Pick out every line holding the string "index" and copy it.

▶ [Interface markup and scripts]
########

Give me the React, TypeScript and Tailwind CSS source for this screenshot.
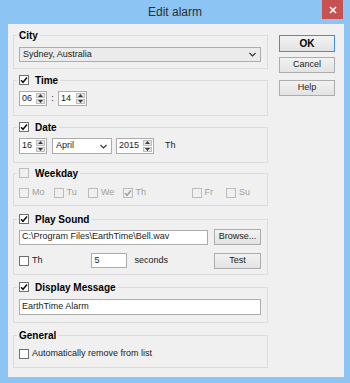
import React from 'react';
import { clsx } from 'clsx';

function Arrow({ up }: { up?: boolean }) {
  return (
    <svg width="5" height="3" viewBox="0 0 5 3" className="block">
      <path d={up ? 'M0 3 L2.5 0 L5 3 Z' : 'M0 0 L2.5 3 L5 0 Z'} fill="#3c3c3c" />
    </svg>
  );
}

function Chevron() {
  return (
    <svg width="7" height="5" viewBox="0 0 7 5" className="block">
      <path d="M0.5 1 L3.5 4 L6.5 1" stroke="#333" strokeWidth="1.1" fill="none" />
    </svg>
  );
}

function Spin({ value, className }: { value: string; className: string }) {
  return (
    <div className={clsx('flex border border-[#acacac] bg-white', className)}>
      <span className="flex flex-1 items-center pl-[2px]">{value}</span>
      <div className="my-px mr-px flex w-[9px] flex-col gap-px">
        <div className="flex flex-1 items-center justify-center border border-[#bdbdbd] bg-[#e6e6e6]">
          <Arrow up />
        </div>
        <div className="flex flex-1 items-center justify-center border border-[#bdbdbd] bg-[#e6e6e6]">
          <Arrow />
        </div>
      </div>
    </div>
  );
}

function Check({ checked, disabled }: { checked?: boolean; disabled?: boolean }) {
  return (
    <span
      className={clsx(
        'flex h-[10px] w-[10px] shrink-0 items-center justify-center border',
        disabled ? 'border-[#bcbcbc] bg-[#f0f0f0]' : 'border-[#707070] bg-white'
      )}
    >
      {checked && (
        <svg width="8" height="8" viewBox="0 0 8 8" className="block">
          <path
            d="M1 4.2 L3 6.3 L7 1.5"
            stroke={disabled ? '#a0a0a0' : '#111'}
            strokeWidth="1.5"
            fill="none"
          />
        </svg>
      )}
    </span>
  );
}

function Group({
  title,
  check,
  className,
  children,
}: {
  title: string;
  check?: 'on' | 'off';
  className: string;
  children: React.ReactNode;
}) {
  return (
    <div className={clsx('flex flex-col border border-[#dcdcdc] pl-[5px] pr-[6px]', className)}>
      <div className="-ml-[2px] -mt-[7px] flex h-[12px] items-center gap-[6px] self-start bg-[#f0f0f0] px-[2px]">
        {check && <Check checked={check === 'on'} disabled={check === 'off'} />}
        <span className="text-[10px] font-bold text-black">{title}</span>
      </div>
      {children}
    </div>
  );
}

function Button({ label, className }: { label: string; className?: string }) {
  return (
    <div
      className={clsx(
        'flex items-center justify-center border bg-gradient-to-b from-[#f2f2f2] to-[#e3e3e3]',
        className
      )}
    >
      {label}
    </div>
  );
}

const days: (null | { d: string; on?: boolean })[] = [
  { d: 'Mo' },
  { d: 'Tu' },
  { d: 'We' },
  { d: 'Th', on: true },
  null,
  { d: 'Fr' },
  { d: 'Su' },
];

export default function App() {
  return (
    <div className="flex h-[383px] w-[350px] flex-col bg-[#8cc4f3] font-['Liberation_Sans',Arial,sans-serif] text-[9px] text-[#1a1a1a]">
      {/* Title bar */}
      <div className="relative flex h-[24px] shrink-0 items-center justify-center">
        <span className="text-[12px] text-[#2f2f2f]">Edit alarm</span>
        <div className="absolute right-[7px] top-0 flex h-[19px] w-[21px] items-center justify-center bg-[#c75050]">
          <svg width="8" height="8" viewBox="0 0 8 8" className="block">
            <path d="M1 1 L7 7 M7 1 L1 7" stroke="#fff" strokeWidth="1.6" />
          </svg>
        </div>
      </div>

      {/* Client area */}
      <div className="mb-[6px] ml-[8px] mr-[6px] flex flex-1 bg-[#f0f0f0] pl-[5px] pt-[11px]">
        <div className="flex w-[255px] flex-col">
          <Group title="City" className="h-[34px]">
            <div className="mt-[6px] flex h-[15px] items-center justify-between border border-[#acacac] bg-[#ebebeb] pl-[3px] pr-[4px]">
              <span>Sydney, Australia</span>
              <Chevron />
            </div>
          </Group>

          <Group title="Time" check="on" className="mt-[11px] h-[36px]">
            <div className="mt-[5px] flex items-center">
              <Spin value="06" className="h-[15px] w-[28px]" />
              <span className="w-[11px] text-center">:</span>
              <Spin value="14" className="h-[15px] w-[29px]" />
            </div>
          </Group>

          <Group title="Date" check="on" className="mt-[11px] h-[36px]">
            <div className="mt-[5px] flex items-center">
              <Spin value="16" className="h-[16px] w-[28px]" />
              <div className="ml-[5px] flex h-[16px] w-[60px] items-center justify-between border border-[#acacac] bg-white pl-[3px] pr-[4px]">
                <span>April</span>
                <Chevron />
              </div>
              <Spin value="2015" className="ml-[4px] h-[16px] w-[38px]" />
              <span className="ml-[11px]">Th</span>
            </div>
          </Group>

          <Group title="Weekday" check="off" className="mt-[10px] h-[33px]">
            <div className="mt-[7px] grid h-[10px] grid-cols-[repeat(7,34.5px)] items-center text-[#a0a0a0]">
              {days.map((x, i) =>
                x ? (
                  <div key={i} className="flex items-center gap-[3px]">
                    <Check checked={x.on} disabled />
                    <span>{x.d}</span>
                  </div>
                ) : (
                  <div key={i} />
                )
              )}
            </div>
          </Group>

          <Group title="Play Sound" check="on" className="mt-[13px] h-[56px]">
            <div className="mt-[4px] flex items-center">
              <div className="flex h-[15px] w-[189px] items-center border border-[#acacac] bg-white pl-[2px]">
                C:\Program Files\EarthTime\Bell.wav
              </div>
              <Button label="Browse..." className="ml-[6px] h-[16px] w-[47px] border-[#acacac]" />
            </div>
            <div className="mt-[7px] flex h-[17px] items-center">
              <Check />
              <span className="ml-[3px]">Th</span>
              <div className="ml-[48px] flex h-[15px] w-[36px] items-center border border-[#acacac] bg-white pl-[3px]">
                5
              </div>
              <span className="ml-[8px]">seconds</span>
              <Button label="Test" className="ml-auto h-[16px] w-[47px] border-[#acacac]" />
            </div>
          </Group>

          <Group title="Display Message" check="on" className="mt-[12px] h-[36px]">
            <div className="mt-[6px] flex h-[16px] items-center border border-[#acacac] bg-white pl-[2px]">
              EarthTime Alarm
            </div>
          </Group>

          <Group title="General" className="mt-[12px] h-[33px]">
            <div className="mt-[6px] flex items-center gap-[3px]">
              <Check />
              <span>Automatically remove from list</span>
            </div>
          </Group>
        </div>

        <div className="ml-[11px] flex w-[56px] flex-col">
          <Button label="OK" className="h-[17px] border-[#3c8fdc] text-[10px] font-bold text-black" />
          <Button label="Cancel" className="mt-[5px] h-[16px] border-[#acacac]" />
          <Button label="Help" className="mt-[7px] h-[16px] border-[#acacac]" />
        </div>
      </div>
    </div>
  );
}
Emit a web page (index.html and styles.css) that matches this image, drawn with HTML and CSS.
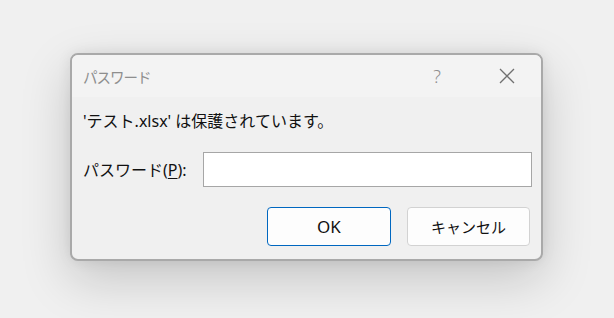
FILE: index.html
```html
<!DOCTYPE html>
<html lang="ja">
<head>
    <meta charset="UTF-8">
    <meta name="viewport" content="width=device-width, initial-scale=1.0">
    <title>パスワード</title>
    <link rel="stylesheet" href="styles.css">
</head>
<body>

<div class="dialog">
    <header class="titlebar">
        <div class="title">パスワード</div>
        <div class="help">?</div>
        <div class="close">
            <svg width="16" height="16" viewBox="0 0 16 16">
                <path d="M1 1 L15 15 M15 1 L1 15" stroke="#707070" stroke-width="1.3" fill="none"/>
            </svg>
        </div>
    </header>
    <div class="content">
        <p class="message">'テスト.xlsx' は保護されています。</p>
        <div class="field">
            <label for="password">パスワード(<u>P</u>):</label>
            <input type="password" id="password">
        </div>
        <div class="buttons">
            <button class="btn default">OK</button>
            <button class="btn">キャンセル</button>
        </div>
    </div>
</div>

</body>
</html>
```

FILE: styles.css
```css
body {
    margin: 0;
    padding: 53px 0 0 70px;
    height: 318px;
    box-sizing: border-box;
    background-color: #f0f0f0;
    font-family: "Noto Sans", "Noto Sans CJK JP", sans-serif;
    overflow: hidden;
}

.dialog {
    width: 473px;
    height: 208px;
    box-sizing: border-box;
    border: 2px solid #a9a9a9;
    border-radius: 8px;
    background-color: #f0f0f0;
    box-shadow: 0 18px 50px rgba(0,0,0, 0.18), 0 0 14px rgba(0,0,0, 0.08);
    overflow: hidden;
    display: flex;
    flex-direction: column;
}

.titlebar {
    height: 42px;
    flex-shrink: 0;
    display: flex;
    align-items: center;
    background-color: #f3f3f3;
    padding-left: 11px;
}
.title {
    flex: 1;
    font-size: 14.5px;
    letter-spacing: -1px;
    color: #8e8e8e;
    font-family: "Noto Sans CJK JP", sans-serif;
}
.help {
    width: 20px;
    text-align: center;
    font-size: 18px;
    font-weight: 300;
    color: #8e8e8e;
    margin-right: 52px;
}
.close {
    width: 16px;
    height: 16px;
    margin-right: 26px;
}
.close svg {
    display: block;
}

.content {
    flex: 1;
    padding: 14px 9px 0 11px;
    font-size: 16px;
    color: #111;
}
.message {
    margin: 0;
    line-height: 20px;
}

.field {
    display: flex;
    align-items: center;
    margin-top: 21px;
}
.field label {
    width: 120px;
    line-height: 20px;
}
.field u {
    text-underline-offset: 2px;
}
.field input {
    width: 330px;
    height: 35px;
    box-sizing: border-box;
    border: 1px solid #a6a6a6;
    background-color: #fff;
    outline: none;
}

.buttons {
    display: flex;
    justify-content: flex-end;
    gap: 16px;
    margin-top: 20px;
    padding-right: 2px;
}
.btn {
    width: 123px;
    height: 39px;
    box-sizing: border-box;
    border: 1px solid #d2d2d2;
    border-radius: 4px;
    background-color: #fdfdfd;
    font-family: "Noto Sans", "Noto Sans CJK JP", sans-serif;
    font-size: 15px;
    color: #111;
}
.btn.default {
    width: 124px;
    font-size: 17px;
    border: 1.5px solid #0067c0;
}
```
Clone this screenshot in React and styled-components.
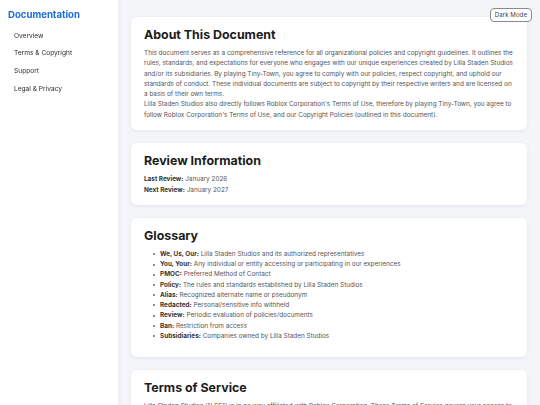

########

▶ [WRITTEN SOLUTION]
Emit a web page (index.html and styles.css) that matches this image, drawn with HTML and CSS.
FILE: index.html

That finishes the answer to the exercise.